Upstate New York has a fine literary tradition, stretching from Washington Irving, James Fenimore Cooper and Harold Frederic through Edmund Wilson, Carl Carmer and Frederick Exley. From the due-date stamps I could tell that I was the first person in decades to take out Philander Deming or Josephine…

When, in my late twenties, I returned home as a self-dramatizing repatriate to wreak my unspeakable visions of the individual upon a world that never asked for them, I determined to meet the men who were my ancestors (even if they were blissfully unaware of this avuncular connection).

Upstate New York has a fine literary tradition, stretching from Washington Irving, James Fenimore Cooper and Harold Frederic through Edmund Wilson, Carl Carmer and Frederick Exley. From the due-date stamps I could tell that I was the first person in decades to take out Philander Deming or Josephine Young Case.

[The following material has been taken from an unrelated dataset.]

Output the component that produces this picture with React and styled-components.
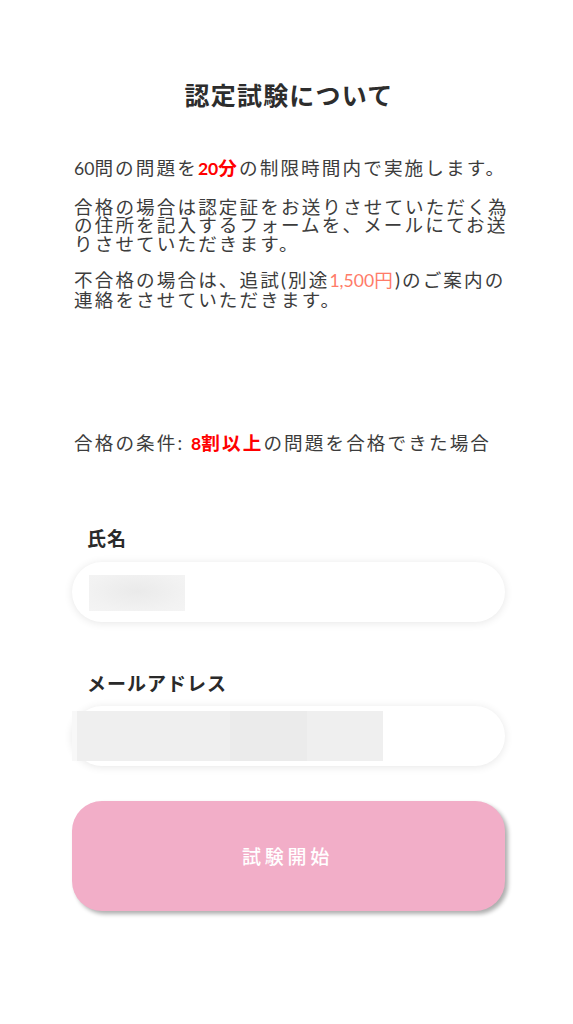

If the stars of the generation then passing burned less brightly in the firmament, well, then it was up to me to illuminate them. The Southerners were always praising their forebears, and at the ass-end of our state Gotham’s litterateurs were not shy about blowing horns — their own but also those of others, time permitting. Southerners and NYC writers looked out for their own; good for them. We of Upstate New York had not.

So I set out to meet the gray — and I mean really gray — eminences of my place, Walter D. Edmonds was a historical novelist best known for Drums Along the Mohawk, which was kept from a lengthy stay atop the bestseller lists of 1936 only by Margaret Mitchell’s Gone with the Wind. Edmonds, whose family tree included Louisa May Alcott, occasionally drank with the eminent man of letters Edmund Wilson, who was known to his neighbors in Talcottville as an old crank yelling at the kids from his porch.

Wilson envied the courtly Edmonds his acceptance from the locals. (It helps, Bunny, to be kind and not condescending.) Over brownies and bourbon the choleric Wilson once told Edmonds that he found his books ‘terribly dull’ but that he did have a flair for writing about animals. The compliment went undigested.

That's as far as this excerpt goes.